Collected data:
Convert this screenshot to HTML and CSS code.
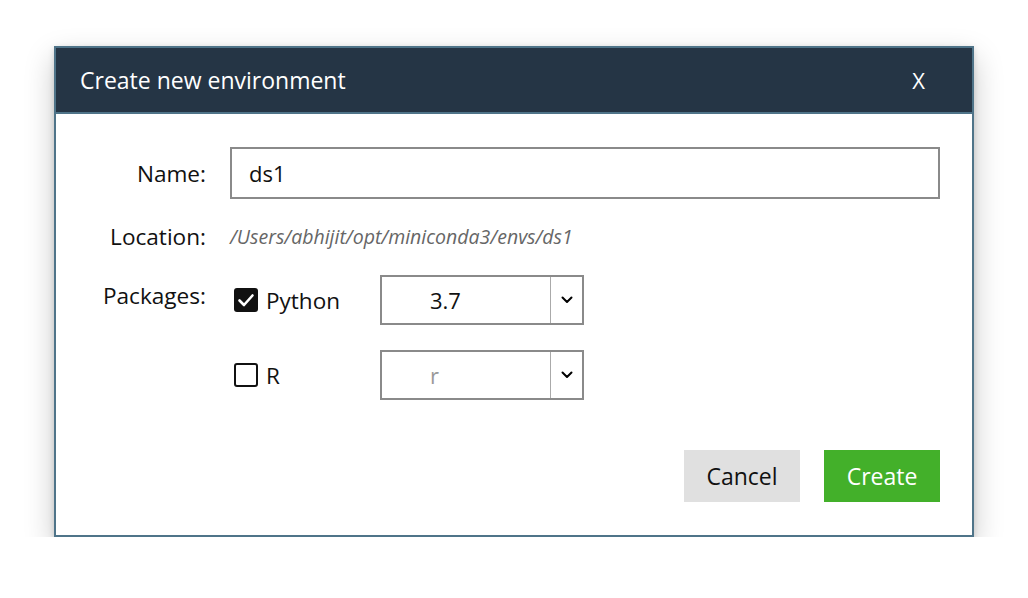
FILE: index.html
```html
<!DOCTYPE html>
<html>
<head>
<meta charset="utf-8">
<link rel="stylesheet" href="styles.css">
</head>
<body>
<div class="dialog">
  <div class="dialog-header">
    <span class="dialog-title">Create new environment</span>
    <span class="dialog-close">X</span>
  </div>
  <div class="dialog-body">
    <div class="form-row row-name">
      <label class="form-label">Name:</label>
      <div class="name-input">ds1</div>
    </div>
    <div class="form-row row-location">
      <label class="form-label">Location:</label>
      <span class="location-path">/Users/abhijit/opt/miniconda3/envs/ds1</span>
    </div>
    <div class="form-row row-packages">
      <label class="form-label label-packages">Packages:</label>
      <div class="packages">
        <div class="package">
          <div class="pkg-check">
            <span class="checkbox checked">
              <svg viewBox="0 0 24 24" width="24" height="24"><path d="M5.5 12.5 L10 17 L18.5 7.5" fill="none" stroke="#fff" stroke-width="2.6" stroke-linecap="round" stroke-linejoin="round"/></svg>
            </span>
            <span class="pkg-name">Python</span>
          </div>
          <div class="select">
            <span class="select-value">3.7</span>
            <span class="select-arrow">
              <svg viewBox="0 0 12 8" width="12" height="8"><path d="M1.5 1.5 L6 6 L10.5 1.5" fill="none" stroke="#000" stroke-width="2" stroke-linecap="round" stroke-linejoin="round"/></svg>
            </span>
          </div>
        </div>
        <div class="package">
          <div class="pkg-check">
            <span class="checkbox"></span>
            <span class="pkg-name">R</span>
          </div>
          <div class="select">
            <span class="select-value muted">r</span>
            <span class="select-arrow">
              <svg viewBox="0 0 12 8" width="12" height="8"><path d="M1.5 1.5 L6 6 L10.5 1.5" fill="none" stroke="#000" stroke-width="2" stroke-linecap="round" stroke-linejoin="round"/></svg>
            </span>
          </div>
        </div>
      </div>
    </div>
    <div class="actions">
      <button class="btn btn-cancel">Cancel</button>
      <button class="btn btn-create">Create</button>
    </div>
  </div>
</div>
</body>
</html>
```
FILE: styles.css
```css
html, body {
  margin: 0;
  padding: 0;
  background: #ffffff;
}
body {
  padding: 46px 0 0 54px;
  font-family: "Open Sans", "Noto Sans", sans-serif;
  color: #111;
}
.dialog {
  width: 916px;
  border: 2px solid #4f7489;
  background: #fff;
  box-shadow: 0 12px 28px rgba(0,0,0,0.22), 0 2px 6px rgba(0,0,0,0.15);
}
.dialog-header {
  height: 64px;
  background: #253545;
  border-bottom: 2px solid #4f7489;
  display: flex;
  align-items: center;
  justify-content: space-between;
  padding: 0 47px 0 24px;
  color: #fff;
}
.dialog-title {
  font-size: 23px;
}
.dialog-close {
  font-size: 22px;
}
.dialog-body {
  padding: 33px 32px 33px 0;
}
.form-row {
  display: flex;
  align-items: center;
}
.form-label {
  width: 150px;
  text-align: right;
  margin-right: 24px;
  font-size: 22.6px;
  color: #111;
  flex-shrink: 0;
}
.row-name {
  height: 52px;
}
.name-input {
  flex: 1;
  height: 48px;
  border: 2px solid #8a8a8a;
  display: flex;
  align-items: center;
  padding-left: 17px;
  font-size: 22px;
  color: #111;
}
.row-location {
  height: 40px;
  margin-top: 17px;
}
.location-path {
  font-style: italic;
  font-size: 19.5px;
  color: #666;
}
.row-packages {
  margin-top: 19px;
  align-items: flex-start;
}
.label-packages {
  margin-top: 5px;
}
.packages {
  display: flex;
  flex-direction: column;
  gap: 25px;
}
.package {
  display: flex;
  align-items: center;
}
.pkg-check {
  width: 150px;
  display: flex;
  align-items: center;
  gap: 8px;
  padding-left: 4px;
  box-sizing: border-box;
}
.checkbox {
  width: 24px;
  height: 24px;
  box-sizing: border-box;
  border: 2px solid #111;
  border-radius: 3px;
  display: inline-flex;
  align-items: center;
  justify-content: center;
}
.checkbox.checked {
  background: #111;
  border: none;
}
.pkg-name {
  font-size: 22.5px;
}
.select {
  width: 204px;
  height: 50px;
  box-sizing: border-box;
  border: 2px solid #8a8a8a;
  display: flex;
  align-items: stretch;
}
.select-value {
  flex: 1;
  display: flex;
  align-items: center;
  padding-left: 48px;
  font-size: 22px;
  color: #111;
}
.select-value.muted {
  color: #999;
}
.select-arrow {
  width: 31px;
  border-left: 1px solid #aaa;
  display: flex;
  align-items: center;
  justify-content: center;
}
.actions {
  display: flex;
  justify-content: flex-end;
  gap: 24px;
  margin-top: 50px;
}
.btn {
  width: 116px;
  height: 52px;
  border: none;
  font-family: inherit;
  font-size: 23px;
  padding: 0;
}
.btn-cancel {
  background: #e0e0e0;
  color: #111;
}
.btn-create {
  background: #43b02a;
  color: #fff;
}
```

Task prompt: Without including any pictures, reproduce the listing exactly.

Correct output:
Convert this screenshot to HTML and CSS code.
FILE: index.html
```html
<!DOCTYPE html>
<html>
<head>
<meta charset="utf-8">
<link rel="stylesheet" href="styles.css">
</head>
<body>
<div class="dialog">
  <div class="dialog-header">
    <span class="dialog-title">Create new environment</span>
    <span class="dialog-close">X</span>
  </div>
  <div class="dialog-body">
    <div class="form-row row-name">
      <label class="form-label">Name:</label>
      <div class="name-input">ds1</div>
    </div>
    <div class="form-row row-location">
      <label class="form-label">Location:</label>
      <span class="location-path">/Users/abhijit/opt/miniconda3/envs/ds1</span>
    </div>
    <div class="form-row row-packages">
      <label class="form-label label-packages">Packages:</label>
      <div class="packages">
        <div class="package">
          <div class="pkg-check">
            <span class="checkbox checked">
              <svg viewBox="0 0 24 24" width="24" height="24"><path d="M5.5 12.5 L10 17 L18.5 7.5" fill="none" stroke="#fff" stroke-width="2.6" stroke-linecap="round" stroke-linejoin="round"/></svg>
            </span>
            <span class="pkg-name">Python</span>
          </div>
          <div class="select">
            <span class="select-value">3.7</span>
            <span class="select-arrow">
              <svg viewBox="0 0 12 8" width="12" height="8"><path d="M1.5 1.5 L6 6 L10.5 1.5" fill="none" stroke="#000" stroke-width="2" stroke-linecap="round" stroke-linejoin="round"/></svg>
            </span>
          </div>
        </div>
        <div class="package">
          <div class="pkg-check">
            <span class="checkbox"></span>
            <span class="pkg-name">R</span>
          </div>
          <div class="select">
            <span class="select-value muted">r</span>
            <span class="select-arrow">
              <svg viewBox="0 0 12 8" width="12" height="8"><path d="M1.5 1.5 L6 6 L10.5 1.5" fill="none" stroke="#000" stroke-width="2" stroke-linecap="round" stroke-linejoin="round"/></svg>
            </span>
          </div>
        </div>
      </div>
    </div>
    <div class="actions">
      <button class="btn btn-cancel">Cancel</button>
      <button class="btn btn-create">Create</button>
    </div>
  </div>
</div>
</body>
</html>
```
FILE: styles.css
```css
html, body {
  margin: 0;
  padding: 0;
  background: #ffffff;
}
body {
  padding: 46px 0 0 54px;
  font-family: "Open Sans", "Noto Sans", sans-serif;
  color: #111;
}
.dialog {
  width: 916px;
  border: 2px solid #4f7489;
  background: #fff;
  box-shadow: 0 12px 28px rgba(0,0,0,0.22), 0 2px 6px rgba(0,0,0,0.15);
}
.dialog-header {
  height: 64px;
  background: #253545;
  border-bottom: 2px solid #4f7489;
  display: flex;
  align-items: center;
  justify-content: space-between;
  padding: 0 47px 0 24px;
  color: #fff;
}
.dialog-title {
  font-size: 23px;
}
.dialog-close {
  font-size: 22px;
}
.dialog-body {
  padding: 33px 32px 33px 0;
}
.form-row {
  display: flex;
  align-items: center;
}
.form-label {
  width: 150px;
  text-align: right;
  margin-right: 24px;
  font-size: 22.6px;
  color: #111;
  flex-shrink: 0;
}
.row-name {
  height: 52px;
}
.name-input {
  flex: 1;
  height: 48px;
  border: 2px solid #8a8a8a;
  display: flex;
  align-items: center;
  padding-left: 17px;
  font-size: 22px;
  color: #111;
}
.row-location {
  height: 40px;
  margin-top: 17px;
}
.location-path {
  font-style: italic;
  font-size: 19.5px;
  color: #666;
}
.row-packages {
  margin-top: 19px;
  align-items: flex-start;
}
.label-packages {
  margin-top: 5px;
}
.packages {
  display: flex;
  flex-direction: column;
  gap: 25px;
}
.package {
  display: flex;
  align-items: center;
}
.pkg-check {
  width: 150px;
  display: flex;
  align-items: center;
  gap: 8px;
  padding-left: 4px;
  box-sizing: border-box;
}
.checkbox {
  width: 24px;
  height: 24px;
  box-sizing: border-box;
  border: 2px solid #111;
  border-radius: 3px;
  display: inline-flex;
  align-items: center;
  justify-content: center;
}
.checkbox.checked {
  background: #111;
  border: none;
}
.pkg-name {
  font-size: 22.5px;
}
.select {
  width: 204px;
  height: 50px;
  box-sizing: border-box;
  border: 2px solid #8a8a8a;
  display: flex;
  align-items: stretch;
}
.select-value {
  flex: 1;
  display: flex;
  align-items: center;
  padding-left: 48px;
  font-size: 22px;
  color: #111;
}
.select-value.muted {
  color: #999;
}
.select-arrow {
  width: 31px;
  border-left: 1px solid #aaa;
  display: flex;
  align-items: center;
  justify-content: center;
}
.actions {
  display: flex;
  justify-content: flex-end;
  gap: 24px;
  margin-top: 50px;
}
.btn {
  width: 116px;
  height: 52px;
  border: none;
  font-family: inherit;
  font-size: 23px;
  padding: 0;
}
.btn-cancel {
  background: #e0e0e0;
  color: #111;
}
.btn-create {
  background: #43b02a;
  color: #fff;
}
```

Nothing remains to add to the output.